Trying very hard to get scared this year, my 12 year old cousin got us all in a car and convinced us to drive to a very small and secluded cemetery a few miles from my house. Since the people in the car varied from hardcore horror fans to me and my 9 year old sister, we elected to blast music and make jokes on the way. As the road narrowed and the houses got further apart, we approached a tree with a very small “Keep Out” sign and some headstones.
It was here, approaching the grass graves, that the gravel road ended.
We tried coming here one night several years ago, but I was too scared to open my eyes, let alone get off the floor of the car where I was balled up, so we left before even approaching the graveyard. This time, however, we went as far as the little road would take us, and I was in the front seat. My cousin rolled down her window and stood up to look into the dark.

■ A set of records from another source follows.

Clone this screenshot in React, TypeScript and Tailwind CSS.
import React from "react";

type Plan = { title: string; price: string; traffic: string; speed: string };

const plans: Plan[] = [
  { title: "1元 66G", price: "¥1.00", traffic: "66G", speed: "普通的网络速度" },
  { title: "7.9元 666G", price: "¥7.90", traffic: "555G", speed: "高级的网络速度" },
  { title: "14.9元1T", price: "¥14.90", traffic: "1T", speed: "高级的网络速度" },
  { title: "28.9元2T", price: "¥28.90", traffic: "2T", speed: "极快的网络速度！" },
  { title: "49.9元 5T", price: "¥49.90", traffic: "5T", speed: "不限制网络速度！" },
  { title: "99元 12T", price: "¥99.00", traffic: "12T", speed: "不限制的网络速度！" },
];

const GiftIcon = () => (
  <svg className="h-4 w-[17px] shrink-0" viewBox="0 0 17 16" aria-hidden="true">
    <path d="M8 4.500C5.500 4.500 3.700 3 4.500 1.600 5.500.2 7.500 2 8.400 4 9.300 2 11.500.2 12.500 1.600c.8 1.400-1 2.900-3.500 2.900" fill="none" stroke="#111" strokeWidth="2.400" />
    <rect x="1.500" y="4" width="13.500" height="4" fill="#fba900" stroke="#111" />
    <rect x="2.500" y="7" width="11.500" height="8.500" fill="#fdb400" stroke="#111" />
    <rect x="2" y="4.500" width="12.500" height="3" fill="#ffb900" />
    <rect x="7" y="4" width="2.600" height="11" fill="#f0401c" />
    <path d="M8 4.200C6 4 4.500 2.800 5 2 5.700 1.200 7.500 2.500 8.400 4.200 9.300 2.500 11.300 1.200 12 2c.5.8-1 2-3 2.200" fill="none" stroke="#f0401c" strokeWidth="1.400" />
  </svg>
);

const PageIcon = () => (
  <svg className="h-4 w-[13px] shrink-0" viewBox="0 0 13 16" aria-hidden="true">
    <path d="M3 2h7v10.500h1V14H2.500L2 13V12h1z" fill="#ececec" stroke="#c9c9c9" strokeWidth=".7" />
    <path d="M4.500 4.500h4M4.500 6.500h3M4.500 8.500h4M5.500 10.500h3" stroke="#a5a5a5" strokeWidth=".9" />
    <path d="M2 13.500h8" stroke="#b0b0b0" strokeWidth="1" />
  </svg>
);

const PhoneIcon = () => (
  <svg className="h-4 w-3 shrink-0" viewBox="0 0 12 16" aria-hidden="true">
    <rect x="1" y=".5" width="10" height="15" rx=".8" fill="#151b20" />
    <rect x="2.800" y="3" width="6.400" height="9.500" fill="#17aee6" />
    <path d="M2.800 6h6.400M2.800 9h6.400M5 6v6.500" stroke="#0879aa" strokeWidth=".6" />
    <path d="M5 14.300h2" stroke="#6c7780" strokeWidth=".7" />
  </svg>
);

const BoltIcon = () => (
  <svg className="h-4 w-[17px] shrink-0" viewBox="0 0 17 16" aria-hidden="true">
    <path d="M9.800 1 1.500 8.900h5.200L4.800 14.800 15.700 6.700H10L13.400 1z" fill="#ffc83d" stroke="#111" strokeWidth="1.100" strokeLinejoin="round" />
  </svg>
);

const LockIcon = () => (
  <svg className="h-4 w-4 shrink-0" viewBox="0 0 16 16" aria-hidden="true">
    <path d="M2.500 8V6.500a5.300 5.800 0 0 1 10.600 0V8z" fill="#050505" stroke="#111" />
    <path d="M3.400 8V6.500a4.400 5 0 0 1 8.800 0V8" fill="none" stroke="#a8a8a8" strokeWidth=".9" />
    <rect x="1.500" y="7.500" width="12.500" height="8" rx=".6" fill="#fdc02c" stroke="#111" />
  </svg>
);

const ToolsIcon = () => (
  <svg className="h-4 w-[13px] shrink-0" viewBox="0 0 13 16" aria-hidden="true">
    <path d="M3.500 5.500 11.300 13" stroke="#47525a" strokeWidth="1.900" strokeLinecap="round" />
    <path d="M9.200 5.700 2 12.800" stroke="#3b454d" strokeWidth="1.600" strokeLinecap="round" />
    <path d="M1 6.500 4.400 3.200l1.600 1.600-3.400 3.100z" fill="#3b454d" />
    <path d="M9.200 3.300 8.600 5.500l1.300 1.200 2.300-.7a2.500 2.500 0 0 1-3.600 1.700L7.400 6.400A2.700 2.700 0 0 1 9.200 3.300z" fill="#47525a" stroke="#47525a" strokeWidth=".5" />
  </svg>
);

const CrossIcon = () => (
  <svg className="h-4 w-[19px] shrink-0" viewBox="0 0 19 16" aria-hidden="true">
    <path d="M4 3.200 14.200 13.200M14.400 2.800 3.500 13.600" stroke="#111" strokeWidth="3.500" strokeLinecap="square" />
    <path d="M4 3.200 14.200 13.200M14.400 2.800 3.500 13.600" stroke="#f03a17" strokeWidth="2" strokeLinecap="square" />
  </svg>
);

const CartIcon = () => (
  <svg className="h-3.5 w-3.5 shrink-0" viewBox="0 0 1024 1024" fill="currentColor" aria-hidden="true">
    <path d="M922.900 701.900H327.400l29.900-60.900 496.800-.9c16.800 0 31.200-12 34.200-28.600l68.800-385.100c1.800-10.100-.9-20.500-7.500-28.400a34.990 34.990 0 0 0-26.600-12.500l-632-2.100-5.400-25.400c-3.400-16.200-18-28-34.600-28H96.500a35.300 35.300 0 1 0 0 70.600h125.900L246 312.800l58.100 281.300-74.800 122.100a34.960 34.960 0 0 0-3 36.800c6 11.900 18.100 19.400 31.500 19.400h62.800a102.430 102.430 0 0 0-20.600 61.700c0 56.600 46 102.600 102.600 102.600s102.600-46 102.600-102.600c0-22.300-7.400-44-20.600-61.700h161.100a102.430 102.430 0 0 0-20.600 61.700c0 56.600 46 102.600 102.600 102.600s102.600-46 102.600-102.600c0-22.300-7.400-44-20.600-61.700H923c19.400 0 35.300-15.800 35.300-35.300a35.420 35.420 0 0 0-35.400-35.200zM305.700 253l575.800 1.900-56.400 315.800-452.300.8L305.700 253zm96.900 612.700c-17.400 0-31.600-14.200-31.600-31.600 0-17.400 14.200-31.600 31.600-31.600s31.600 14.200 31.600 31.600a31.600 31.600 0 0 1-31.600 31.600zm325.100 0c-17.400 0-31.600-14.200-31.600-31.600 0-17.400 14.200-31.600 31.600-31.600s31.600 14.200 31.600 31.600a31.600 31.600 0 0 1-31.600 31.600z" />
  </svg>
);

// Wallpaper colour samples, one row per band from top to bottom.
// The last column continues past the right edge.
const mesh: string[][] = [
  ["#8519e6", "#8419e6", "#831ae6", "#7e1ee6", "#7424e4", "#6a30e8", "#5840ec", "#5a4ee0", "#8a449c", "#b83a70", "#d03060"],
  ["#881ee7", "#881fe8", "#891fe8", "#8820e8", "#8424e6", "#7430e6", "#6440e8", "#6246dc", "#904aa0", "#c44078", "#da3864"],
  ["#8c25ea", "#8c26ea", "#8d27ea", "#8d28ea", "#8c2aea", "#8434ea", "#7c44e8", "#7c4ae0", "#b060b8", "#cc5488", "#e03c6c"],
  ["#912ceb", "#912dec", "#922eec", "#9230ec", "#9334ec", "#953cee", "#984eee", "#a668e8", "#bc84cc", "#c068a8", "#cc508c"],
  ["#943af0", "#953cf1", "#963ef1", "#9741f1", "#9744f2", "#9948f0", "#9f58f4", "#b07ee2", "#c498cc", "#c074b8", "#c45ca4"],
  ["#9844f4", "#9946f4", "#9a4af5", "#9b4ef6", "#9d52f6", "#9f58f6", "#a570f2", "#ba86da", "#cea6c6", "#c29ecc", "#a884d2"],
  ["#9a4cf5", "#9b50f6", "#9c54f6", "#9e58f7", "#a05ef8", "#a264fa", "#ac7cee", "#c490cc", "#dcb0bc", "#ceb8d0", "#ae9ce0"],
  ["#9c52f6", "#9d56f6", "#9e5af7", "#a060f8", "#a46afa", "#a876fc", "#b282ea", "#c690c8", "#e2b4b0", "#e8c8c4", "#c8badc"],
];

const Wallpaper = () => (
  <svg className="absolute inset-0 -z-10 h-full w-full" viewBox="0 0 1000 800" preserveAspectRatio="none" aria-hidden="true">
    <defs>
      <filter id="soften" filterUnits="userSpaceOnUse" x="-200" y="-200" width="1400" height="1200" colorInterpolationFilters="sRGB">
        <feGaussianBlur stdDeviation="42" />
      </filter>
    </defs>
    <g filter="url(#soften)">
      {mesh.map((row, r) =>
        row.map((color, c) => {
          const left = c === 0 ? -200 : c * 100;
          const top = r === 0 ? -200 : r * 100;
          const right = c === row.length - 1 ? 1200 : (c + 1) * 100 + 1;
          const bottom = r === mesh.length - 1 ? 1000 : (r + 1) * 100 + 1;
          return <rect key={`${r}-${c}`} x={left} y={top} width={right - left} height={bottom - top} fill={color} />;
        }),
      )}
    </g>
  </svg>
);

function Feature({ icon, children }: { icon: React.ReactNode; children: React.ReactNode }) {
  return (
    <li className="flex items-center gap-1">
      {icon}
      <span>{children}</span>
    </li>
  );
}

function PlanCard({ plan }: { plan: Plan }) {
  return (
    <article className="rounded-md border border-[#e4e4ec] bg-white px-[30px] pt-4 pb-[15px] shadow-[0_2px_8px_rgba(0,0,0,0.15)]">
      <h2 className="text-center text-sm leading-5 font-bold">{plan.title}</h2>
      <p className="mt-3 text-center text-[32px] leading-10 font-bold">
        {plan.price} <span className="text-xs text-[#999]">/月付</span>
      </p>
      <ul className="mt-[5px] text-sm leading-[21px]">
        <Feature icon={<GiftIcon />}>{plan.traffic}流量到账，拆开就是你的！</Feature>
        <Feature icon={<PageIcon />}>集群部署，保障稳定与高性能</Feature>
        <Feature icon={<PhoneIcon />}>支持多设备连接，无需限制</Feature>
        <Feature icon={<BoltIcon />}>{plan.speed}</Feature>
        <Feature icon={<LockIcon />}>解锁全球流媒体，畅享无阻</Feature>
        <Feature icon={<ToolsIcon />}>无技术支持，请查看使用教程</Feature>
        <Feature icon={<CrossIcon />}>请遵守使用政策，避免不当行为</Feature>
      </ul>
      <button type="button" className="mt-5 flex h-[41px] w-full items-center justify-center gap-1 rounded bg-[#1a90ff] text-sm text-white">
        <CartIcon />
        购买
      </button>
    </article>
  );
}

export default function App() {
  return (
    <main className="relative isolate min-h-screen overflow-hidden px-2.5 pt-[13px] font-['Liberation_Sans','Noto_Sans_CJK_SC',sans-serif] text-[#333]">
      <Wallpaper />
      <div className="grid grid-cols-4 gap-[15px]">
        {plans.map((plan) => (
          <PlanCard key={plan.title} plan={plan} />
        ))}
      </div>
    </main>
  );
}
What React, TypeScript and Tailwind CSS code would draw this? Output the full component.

Nothing else happened. We made it to the end and stopped.
The next day I watched Poltergeist and The Shining for the first time. I was by myself and I loved them. I understand that there are some terrifying films out there and these aren’t those, but I felt the anxiety I was meant to feel. This time there was no blasting music or making jokes so I could handle the suspense and anticipation. The chilling uncertainty played its part, and I had to contemplate.
What if I won’t be able to find the line I won’t cross? These are the films I was looking for (the ones that are worth a knotted stomach) and I’m sure there are plenty more like them. Does the road end here? Will I ever know how to classify what I can/can’t handle? What does “worth it” mean to me?
I’m afraid it’s time to get out of the car and start walking.